The amount by which an object contracts depends on the Lorentz factor $\gamma$, defined as

$\gamma =\frac{1}{\sqrt{1-\frac{v^2}{c^2}}}$ where $v$ is the object’s velocity and $c$ is the speed of light, approximately 299,792,458 meters per second. The contracted length $L$ observed by a stationary observer is then

$L=\frac{L_0}{\gamma }$ or equivalently $L=L_0\sqrt{1-\frac{v^2}{c^2}}$. The faster an object moves, the smaller this factor becomes, approaching zero as the velocity nears the speed of light.

Physical Meaning

It is important to emphasize that the object itself does not physically shrink in its own rest frame. Rather, length contraction describes how measurements made by a stationary observer differ from those made by an observer traveling with the object. A spaceship crew member sees the craft at its full rest length, but people watching from Earth measure it to be shorter if it flies past at relativistic speed. This difference stems from how space and time coordinates transform between moving frames.

Length contraction plays a key role in explaining experimental observations. For instance, unstable particles called muons are created high in Earth’s atmosphere by cosmic rays. Even though individual muons have an extremely short lifetime of around two microseconds, many reach the ground.
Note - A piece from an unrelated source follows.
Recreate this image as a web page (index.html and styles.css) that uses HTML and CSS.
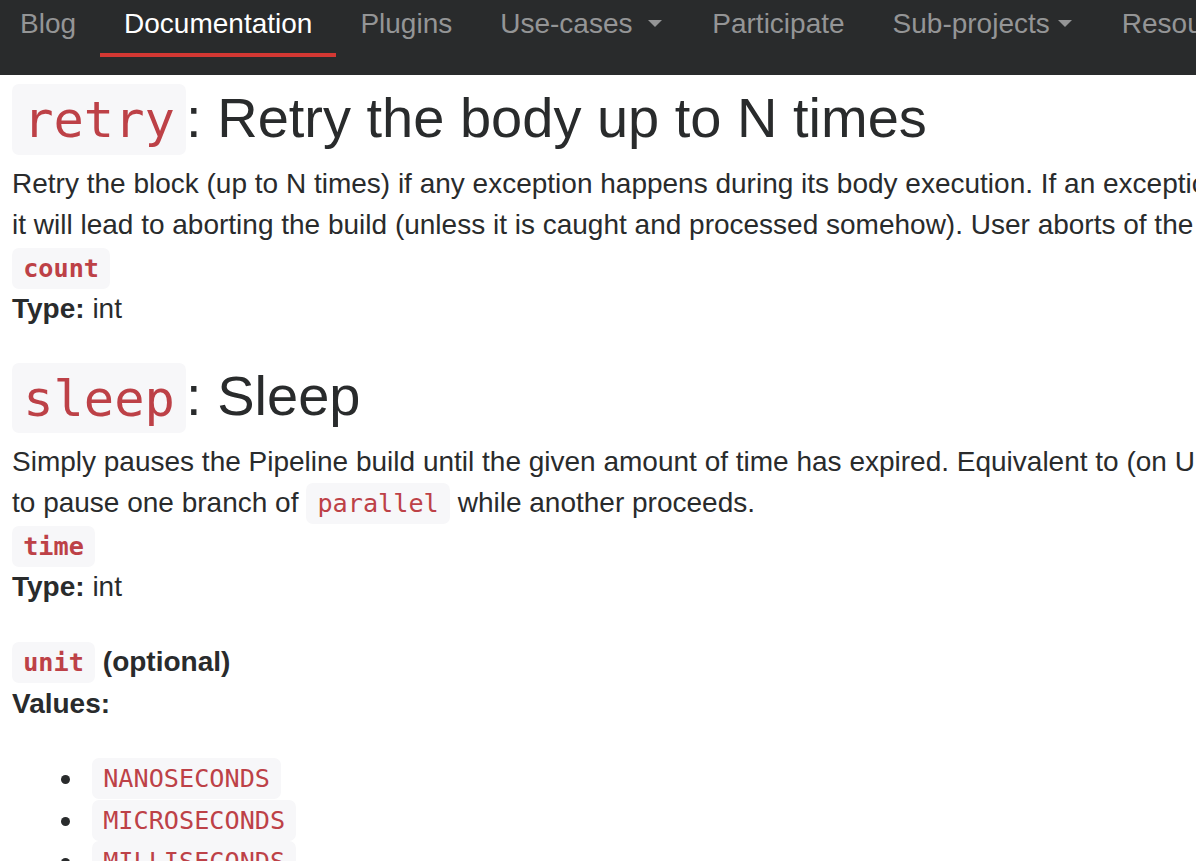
FILE: index.html
```html
<!DOCTYPE html>
<html lang="en">
<head>
<meta charset="utf-8">
<title>Pipeline Basic Steps</title>
<link rel="stylesheet" href="styles.css">
</head>
<body>
<nav class="navbar">
  <ul class="nav">
    <li><a class="nav-link" href="#">Blog</a></li>
    <li><a class="nav-link active" href="#">Documentation</a></li>
    <li><a class="nav-link" href="#">Plugins</a></li>
    <li><a class="nav-link" href="#">Use-cases <span class="caret"></span></a></li>
    <li><a class="nav-link" href="#">Participate</a></li>
    <li><a class="nav-link" href="#">Sub-projects<span class="caret"></span></a></li>
    <li><a class="nav-link" href="#">Resources<span class="caret"></span></a></li>
    <li><a class="nav-link" href="#">About<span class="caret"></span></a></li>
  </ul>
</nav>
<main class="content">
  <section class="step step-first">
    <h3 class="step-title"><code class="code">retry</code>: Retry the body up to N times</h3>
    <p class="desc">Retry the block (up to N times) if any exception happens during its body execution. If an exception happens on the final attempt then<br>it will lead to aborting the build (unless it is caught and processed somehow). User aborts of the build are not caught.</p>
    <div class="param"><code class="code pname">count</code></div>
    <div class="ptype"><b>Type:</b> int</div>
  </section>
  <section class="step">
    <h3 class="step-title"><code class="code">sleep</code>: Sleep</h3>
    <p class="desc">Simply pauses the Pipeline build until the given amount of time has expired. Equivalent to (on Unix) <code class="code">sh 'sleep …'</code>. May be used<br>to pause one branch of <code class="code">parallel</code> while another proceeds.</p>
    <div class="param"><code class="code pname">time</code></div>
    <div class="ptype"><b>Type:</b> int</div>
    <div class="param param-optional"><code class="code pname">unit</code> <b>(optional)</b></div>
    <div class="ptype"><b>Values:</b></div>
    <ul class="values">
      <li><code class="code">NANOSECONDS</code></li>
      <li><code class="code">MICROSECONDS</code></li>
      <li><code class="code">MILLISECONDS</code></li>
      <li><code class="code">SECONDS</code></li>
      <li><code class="code">MINUTES</code></li>
    </ul>
  </section>
</main>
</body>
</html>
```
FILE: styles.css
```css
html, body {
  margin: 0;
  padding: 0;
  overflow: hidden;
  background: #ffffff;
}

body {
  font-family: "Liberation Sans", Arial, Helvetica, sans-serif;
  font-size: 28px;
  line-height: 41.5px;
  color: #292b2c;
}

.navbar {
  height: 75px;
  background: #292b2c;
  overflow: hidden;
}

.nav {
  display: flex;
  margin: 0 0 0 -4px;
  padding: 0;
  list-style: none;
  white-space: nowrap;
}

.nav-link {
  display: block;
  padding: 3px 24px 8px;
  line-height: 42px;
  font-size: 28px;
  color: #949596;
  text-decoration: none;
  border-bottom: 4px solid transparent;
}

.nav-link.active {
  color: #ffffff;
  border-bottom-color: #d33833;
}

.caret {
  display: inline-block;
  width: 0;
  height: 0;
  margin-left: 8px;
  margin-right: 2px;
  border-top: 7px solid #949596;
  border-left: 7px solid transparent;
  border-right: 7px solid transparent;
  vertical-align: 6px;
}

.content {
  padding: 0 12px;
  white-space: nowrap;
}

.step {
  margin-top: 35.5px;
}

.step-first {
  margin-top: 12px;
}

.step-title {
  margin: 0 0 14px;
  font-size: 56px;
  line-height: 61.6px;
  font-weight: 400;
  color: #292b2c;
}

.code {
  font-family: "DejaVu Sans Mono", Menlo, monospace;
  font-size: 90%;
  line-height: 1;
  color: #bd4147;
  background: #f7f7f9;
  border-radius: 7px;
  padding: 6px 11.2px;
}

.step-title .code {
  padding: 5.6px 11.2px;
}

.desc {
  margin: 0;
}

.param {
  margin-top: 1px;
}

.param-optional {
  margin-top: 33.5px;
}

.pname {
  font-weight: 700;
}

.values {
  margin: 33px 0 0;
  padding: 0 0 0 80px;
  list-style: none;
}

.values li::before {
  content: "";
  display: inline-block;
  width: 9px;
  height: 9px;
  border-radius: 50%;
  background: #292b2c;
  margin-left: -31px;
  margin-right: 22px;
  vertical-align: 3px;
}
```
From Earth’s frame, the muons experience time dilation and live longer. From the muon’s perspective, however, it is the distance to the ground that contracts dramatically, allowing them to make the journey before decaying. Both views are valid and highlight the relativity of space and time.

Practical Examples

While most everyday speeds are far too small to produce noticeable contraction, modern particle accelerators routinely accelerate protons and electrons to within a hair’s breadth of the speed of light. Engineers must account for relativistic effects to synchronize beams and calculate collision energies. Astrophysicists also incorporate length contraction when modeling jets blasting out of active galaxies or the debris from supernova explosions. Even GPS satellites require relativistic corrections to coordinate time and position accurately with receivers on Earth.

The table below shows the contracted length of a 1 meter object as measured by a stationary observer at several velocities. Notice how only at very high speeds does the effect become dramatic.
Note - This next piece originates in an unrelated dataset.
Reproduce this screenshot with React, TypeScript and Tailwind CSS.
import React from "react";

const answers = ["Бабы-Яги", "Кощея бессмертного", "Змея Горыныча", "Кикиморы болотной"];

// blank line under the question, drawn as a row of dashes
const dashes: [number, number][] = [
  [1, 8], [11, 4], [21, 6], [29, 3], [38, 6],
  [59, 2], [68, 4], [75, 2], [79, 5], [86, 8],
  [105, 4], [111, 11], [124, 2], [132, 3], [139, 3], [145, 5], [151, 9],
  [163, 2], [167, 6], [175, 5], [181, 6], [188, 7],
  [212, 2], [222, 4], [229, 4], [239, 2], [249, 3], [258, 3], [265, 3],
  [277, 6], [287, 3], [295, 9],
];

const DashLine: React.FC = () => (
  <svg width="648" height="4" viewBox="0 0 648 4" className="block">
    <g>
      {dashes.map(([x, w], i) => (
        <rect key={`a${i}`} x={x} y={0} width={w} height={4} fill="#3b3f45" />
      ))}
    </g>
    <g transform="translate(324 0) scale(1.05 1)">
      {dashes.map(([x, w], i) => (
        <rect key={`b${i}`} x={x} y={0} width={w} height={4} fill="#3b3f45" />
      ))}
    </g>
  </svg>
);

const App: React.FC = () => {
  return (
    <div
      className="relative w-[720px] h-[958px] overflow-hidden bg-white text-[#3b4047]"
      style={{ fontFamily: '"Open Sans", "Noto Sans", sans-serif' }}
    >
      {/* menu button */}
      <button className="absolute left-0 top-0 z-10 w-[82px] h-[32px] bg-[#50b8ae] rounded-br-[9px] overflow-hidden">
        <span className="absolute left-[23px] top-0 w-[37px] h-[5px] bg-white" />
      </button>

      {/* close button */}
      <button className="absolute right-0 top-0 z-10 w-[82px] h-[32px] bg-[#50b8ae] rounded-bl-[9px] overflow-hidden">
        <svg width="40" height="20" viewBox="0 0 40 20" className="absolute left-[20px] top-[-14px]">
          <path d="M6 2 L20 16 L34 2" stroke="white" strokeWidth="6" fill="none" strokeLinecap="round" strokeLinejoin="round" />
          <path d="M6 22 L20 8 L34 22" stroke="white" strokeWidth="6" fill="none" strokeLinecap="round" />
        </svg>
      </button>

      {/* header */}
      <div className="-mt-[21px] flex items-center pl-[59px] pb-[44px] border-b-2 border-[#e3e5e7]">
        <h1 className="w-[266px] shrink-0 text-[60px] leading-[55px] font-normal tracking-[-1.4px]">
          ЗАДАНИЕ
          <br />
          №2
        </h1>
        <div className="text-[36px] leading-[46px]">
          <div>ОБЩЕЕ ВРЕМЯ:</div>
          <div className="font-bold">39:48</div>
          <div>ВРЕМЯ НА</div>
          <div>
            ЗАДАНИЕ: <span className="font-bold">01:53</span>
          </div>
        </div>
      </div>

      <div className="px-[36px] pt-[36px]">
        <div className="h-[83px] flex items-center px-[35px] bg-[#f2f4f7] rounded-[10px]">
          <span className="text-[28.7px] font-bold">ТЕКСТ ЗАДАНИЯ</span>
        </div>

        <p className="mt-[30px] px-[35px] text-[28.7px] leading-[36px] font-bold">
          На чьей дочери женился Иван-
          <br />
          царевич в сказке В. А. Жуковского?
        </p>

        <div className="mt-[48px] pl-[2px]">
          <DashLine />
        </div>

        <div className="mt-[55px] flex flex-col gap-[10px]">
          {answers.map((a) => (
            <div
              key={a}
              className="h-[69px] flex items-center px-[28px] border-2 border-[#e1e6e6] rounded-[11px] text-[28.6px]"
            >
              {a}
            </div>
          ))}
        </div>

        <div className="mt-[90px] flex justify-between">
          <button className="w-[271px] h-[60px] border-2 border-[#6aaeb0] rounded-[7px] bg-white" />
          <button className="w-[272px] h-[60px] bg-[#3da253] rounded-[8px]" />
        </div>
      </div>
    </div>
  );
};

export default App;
Velocity (fraction of c)	Contracted Length (m)
0.1	0.995
0.5	0.866
0.9	0.436
0.99	0.141

Using This Calculator

To explore length contraction yourself, enter the rest length of an object and its velocity in meters per second. After clicking Compute, the contracted length appears, along with the corresponding Lorentz factor. You can then copy the result with a single click. Because the calculation uses only algebra and square roots, it is performed entirely in your browser without any external services.
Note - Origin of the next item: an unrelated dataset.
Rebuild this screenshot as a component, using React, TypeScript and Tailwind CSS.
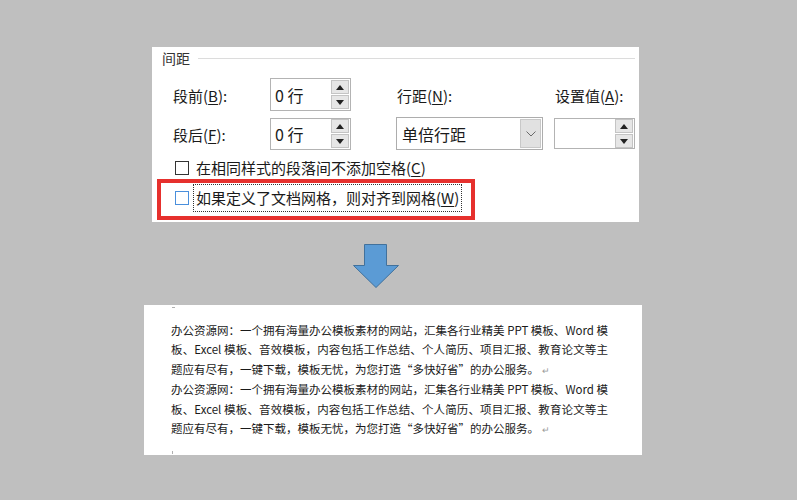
import type { ReactNode } from "react"

const para = [
	"办公资源网：一个拥有海量办公模板素材的网站，汇集各行业精美 PPT 模板、Word 模",
	"板、Excel 模板、音效模板，内容包括工作总结、个人简历、项目汇报、教育论文等主",
]

function Key({ k }: { k: string }) {
	return <span className="underline underline-offset-2">{k}</span>
}

function Label({ text, k, tail = ":" }: { text: string; k: string; tail?: string }) {
	return (
		<span className="text-[15px] leading-[20px] text-[#1a1a1a]">
			{text}(<Key k={k} />){tail}
		</span>
	)
}

function Arrow({ up }: { up?: boolean }) {
	return (
		<div className="flex h-[14px] w-[18px] items-center justify-center border border-[#c4c4c4] bg-[#e6e6e6]">
			<svg width="8" height="5" viewBox="0 0 8 5">
				{up ? <polygon points="0,5 8,5 4,0" fill="#222" /> : <polygon points="0,0 8,0 4,5" fill="#222" />}
			</svg>
		</div>
	)
}

function Spin({ value, h = "h-[33px]" }: { value?: string; h?: string }) {
	return (
		<div className={`flex w-[81px] items-center border border-[#b3b3b3] bg-white pl-[4px] pr-[1px] ${h}`}>
			<span className="flex-1 text-[16px] leading-[20px] text-[#1a1a1a]">{value}</span>
			<div className="flex flex-col gap-[1px]">
				<Arrow up />
				<Arrow />
			</div>
		</div>
	)
}

function Check({ blue, children }: { blue?: boolean; children: ReactNode }) {
	return (
		<div className="flex items-center">
			<div
				className={`h-[14px] w-[14px] border bg-white ${blue ? "border-[#4a8fdc]" : "border-[#333333]"}`}
			/>
			{children}
		</div>
	)
}

// last line of each paragraph, quotes kept full width like in Word
function LastLine() {
	return (
		<div className="text-left">
			题应有尽有，一键下载，模板无忧，为您打造
			<span className="inline-block w-[1em] text-right">“</span>
			多快好省
			<span className="inline-block w-[1em] text-left">”</span>
			的办公服务。
			<span className="ml-[3px] text-[9px] text-[#9a9a9a]">↵</span>
		</div>
	)
}

export default function App() {
	return (
		<div className="min-h-[500px] w-full bg-[#bfbfbf] pt-[47px] font-['Noto_Sans_CJK_SC','Noto_Sans',sans-serif]">
			{/* paragraph dialog excerpt */}
			<div className="ml-[152px] flex h-[175px] w-[487px] flex-col bg-white">
				<div className="flex items-center pl-[10px] pr-[4px] pt-[3px]">
					<span className="text-[14px] leading-[16px] text-[#333]">间距</span>
					<div className="ml-[8px] h-px flex-1 bg-[#dcdcdc]" />
				</div>

				<div className="mt-[12px] flex h-[33px] items-center">
					<div className="w-[118px] pl-[21px]">
						<Label text="段前" k="B" />
					</div>
					<div className="w-[126px]">
						<Spin value="0 行" />
					</div>
					<div className="w-[158px] pl-[1px]">
						<Label text="行距" k="N" />
					</div>
					<div className="pl-[1px]">
						<Label text="设置值" k="A" />
					</div>
				</div>

				<div className="mt-[6px] flex h-[33px] items-center">
					<div className="w-[118px] pl-[21px]">
						<Label text="段后" k="F" />
					</div>
					<div className="w-[126px]">
						<Spin value="0 行" h="h-[32px]" />
					</div>
					<div className="w-[158px]">
						<div className="flex h-[33px] w-[147px] items-stretch border border-[#adadad] bg-white">
							<span className="flex-1 self-center pl-[5px] text-[16px] leading-[20px] text-[#1a1a1a]">
								单倍行距
							</span>
							<div className="m-px flex w-[21px] items-center justify-center border border-[#c8c8c8] bg-[#e1e1e1]">
								<svg width="10" height="6" viewBox="0 0 10 6">
									<polyline points="0.5,0.5 5,5 9.5,0.5" fill="none" stroke="#6a6a6a" strokeWidth="1" />
								</svg>
							</div>
						</div>
					</div>
					<Spin h="h-[31px]" />
				</div>

				<div className="ml-[23px] mt-[8px] flex h-[20px] items-center">
					<Check>
						<span className="ml-[7px] text-[15px] leading-[20px] text-[#1a1a1a]">
							在相同样式的段落间不添加空格(<Key k="C" />)
						</span>
					</Check>
				</div>

				<div className="ml-[5px] mt-px flex h-[41px] w-[318px] items-start border-4 border-[#e6302d] pl-[14px]">
					<div className="mt-px">
						<Check blue>
							<div className="ml-[4px] flex h-[28px] items-center border border-dotted border-[#333] px-[2px]">
								<span className="text-[15px] leading-[20px] text-[#1a1a1a]">
									如果定义了文档网格，则对齐到网格(<Key k="W" />)
								</span>
							</div>
						</Check>
					</div>
				</div>
			</div>

			{/* arrow */}
			<div className="ml-[353px] mt-[22px] h-[44px] w-[46px]">
				<svg width="46" height="44" viewBox="0 0 46 44">
					<polygon
						points="11.5,0.5 33.5,0.5 33.5,21.5 45.5,21.5 23,43.5 0.5,21.5 11.5,21.5"
						fill="#5b9bd5"
						stroke="#41719c"
						strokeWidth="1"
					/>
				</svg>
			</div>

			{/* document result */}
			<div className="ml-[144px] mt-[17px] flex h-[150px] w-[498px] flex-col bg-white pl-[27px]">
				{/* cut-off paragraph mark of the line above */}
				<div className="ml-px h-[3px] w-[3px] border-b border-[#b0b0b0]" />
				<div className="mt-[13px] w-[437px] text-[11.5px] leading-[19.4px] text-[#1a1a1a]">
					{[0, 1].map((p) => (
						<div key={p}>
							{para.map((t, i) => (
								<div key={i} className="text-justify [text-align-last:justify]">
									{t}
								</div>
							))}
							<LastLine />
						</div>
					))}
				</div>
				<div className="ml-px mt-auto mb-[1px] h-[3px] w-px bg-[#b0b0b0]" />
			</div>
		</div>
	)
}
This tool illustrates how relativity influences measurements at high speed. If you change the velocity value, you will see the contraction increase as the speed approaches the cosmic speed limit. At velocities much less than the speed of light, the difference is minuscule and classical physics suffices. Only when dealing with spacecraft, high-energy particles, or astronomical phenomena do you need the full relativistic treatment.

Broader Perspective

Length contraction is part of a larger network of relativistic effects that reshape our intuitive notions of space and time. Time dilation states that moving clocks tick more slowly, which has been confirmed countless times by experiments with fast-moving particles and precise atomic clocks. Relativity of simultaneity tells us that events that appear simultaneous in one frame may not occur at the same time in another. Together these effects unify space and time into a four-dimensional continuum called spacetime.

Einstein’s insights revolutionized physics, leading not only to a better understanding of electromagnetism and mechanics but also to technologies such as particle accelerators and the aforementioned GPS system. In daily life we rarely notice relativity because typical velocities are tiny compared to the speed of light. Yet on cosmic scales and within modern technology, relativity reigns supreme.

Going Further

The formula used here assumes the observer is stationary relative to the moving object and that motion occurs in a straight line at constant velocity. If the object accelerates or the observer is also in motion, more complex transformations are needed. General relativity extends these ideas further by incorporating gravity as curvature of spacetime. Even in those more elaborate scenarios, length contraction provides an essential building block for understanding how measurements relate between frames.

By experimenting with this calculator, you can gain intuition for how lengths and times behave in the relativistic realm. Try entering the velocity of a fast-moving spacecraft or the 0.999c speed of an electron in a particle accelerator. The resulting contraction is dramatic, illustrating why relativity must be considered at such velocities. This same effect influences radiation emitted by cosmic jets and shapes our understanding of astrophysical processes.

Summary

Special relativity tells us that observers moving relative to one another measure different lengths and times. An object with rest length $L_0$ appears shorter by a factor of $\gamma$ to a stationary observer when it moves at velocity $v$. Although the object itself does not sense any change, the external measurement does. This phenomenon has been confirmed in particle experiments and is vital for high-speed engineering. The Relativistic Length Contraction Calculator makes it easy to examine this effect and shows how everyday notions of space must be adjusted when traveling close to light speed.